-- Required task --
Give every line below again, exactly.

-- Provided information --

________________

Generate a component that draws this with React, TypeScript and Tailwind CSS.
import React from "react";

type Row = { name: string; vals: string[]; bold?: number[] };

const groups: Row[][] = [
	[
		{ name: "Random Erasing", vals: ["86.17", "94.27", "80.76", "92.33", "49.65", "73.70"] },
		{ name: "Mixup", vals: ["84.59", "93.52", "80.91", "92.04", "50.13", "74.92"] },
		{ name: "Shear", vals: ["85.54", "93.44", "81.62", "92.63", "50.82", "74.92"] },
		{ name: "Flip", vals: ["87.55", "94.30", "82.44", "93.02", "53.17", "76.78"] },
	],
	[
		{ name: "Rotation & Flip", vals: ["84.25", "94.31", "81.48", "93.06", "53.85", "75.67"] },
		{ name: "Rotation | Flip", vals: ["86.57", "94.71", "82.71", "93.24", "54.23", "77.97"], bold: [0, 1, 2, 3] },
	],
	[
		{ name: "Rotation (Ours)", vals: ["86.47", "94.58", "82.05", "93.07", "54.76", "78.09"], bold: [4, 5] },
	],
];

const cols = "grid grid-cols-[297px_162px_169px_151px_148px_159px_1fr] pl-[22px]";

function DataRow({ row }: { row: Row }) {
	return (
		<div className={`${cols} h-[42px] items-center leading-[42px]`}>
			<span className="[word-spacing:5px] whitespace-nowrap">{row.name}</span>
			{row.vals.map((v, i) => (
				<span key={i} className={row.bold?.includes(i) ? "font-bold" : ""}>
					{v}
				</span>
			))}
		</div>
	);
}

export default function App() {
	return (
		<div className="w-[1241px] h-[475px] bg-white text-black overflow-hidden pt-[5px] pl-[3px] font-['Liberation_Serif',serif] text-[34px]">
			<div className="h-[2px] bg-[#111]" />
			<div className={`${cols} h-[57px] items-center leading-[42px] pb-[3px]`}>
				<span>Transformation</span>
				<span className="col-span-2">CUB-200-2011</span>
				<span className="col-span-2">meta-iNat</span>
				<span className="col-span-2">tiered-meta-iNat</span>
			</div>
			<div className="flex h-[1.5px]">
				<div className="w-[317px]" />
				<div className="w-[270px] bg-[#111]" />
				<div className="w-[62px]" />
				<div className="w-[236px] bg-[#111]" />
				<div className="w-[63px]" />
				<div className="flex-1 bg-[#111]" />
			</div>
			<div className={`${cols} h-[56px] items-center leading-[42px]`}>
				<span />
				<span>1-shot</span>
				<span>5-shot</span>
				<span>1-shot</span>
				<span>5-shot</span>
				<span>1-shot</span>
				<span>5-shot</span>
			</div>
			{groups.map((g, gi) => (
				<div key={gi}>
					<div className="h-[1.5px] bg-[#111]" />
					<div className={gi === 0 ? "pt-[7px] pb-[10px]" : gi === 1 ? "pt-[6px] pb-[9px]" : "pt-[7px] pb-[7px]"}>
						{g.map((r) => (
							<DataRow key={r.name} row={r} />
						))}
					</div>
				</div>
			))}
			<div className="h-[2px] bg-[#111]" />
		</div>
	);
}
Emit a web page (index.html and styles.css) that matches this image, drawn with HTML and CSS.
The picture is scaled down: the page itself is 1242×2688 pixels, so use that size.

________________

-- Full output --
Generate a component that draws this with React, TypeScript and Tailwind CSS.
import React from "react";

type Row = { name: string; vals: string[]; bold?: number[] };

const groups: Row[][] = [
	[
		{ name: "Random Erasing", vals: ["86.17", "94.27", "80.76", "92.33", "49.65", "73.70"] },
		{ name: "Mixup", vals: ["84.59", "93.52", "80.91", "92.04", "50.13", "74.92"] },
		{ name: "Shear", vals: ["85.54", "93.44", "81.62", "92.63", "50.82", "74.92"] },
		{ name: "Flip", vals: ["87.55", "94.30", "82.44", "93.02", "53.17", "76.78"] },
	],
	[
		{ name: "Rotation & Flip", vals: ["84.25", "94.31", "81.48", "93.06", "53.85", "75.67"] },
		{ name: "Rotation | Flip", vals: ["86.57", "94.71", "82.71", "93.24", "54.23", "77.97"], bold: [0, 1, 2, 3] },
	],
	[
		{ name: "Rotation (Ours)", vals: ["86.47", "94.58", "82.05", "93.07", "54.76", "78.09"], bold: [4, 5] },
	],
];

const cols = "grid grid-cols-[297px_162px_169px_151px_148px_159px_1fr] pl-[22px]";

function DataRow({ row }: { row: Row }) {
	return (
		<div className={`${cols} h-[42px] items-center leading-[42px]`}>
			<span className="[word-spacing:5px] whitespace-nowrap">{row.name}</span>
			{row.vals.map((v, i) => (
				<span key={i} className={row.bold?.includes(i) ? "font-bold" : ""}>
					{v}
				</span>
			))}
		</div>
	);
}

export default function App() {
	return (
		<div className="w-[1241px] h-[475px] bg-white text-black overflow-hidden pt-[5px] pl-[3px] font-['Liberation_Serif',serif] text-[34px]">
			<div className="h-[2px] bg-[#111]" />
			<div className={`${cols} h-[57px] items-center leading-[42px] pb-[3px]`}>
				<span>Transformation</span>
				<span className="col-span-2">CUB-200-2011</span>
				<span className="col-span-2">meta-iNat</span>
				<span className="col-span-2">tiered-meta-iNat</span>
			</div>
			<div className="flex h-[1.5px]">
				<div className="w-[317px]" />
				<div className="w-[270px] bg-[#111]" />
				<div className="w-[62px]" />
				<div className="w-[236px] bg-[#111]" />
				<div className="w-[63px]" />
				<div className="flex-1 bg-[#111]" />
			</div>
			<div className={`${cols} h-[56px] items-center leading-[42px]`}>
				<span />
				<span>1-shot</span>
				<span>5-shot</span>
				<span>1-shot</span>
				<span>5-shot</span>
				<span>1-shot</span>
				<span>5-shot</span>
			</div>
			{groups.map((g, gi) => (
				<div key={gi}>
					<div className="h-[1.5px] bg-[#111]" />
					<div className={gi === 0 ? "pt-[7px] pb-[10px]" : gi === 1 ? "pt-[6px] pb-[9px]" : "pt-[7px] pb-[7px]"}>
						{g.map((r) => (
							<DataRow key={r.name} row={r} />
						))}
					</div>
				</div>
			))}
			<div className="h-[2px] bg-[#111]" />
		</div>
	);
}
Emit a web page (index.html and styles.css) that matches this image, drawn with HTML and CSS.
The picture is scaled down: the page itself is 1242×2688 pixels, so use that size.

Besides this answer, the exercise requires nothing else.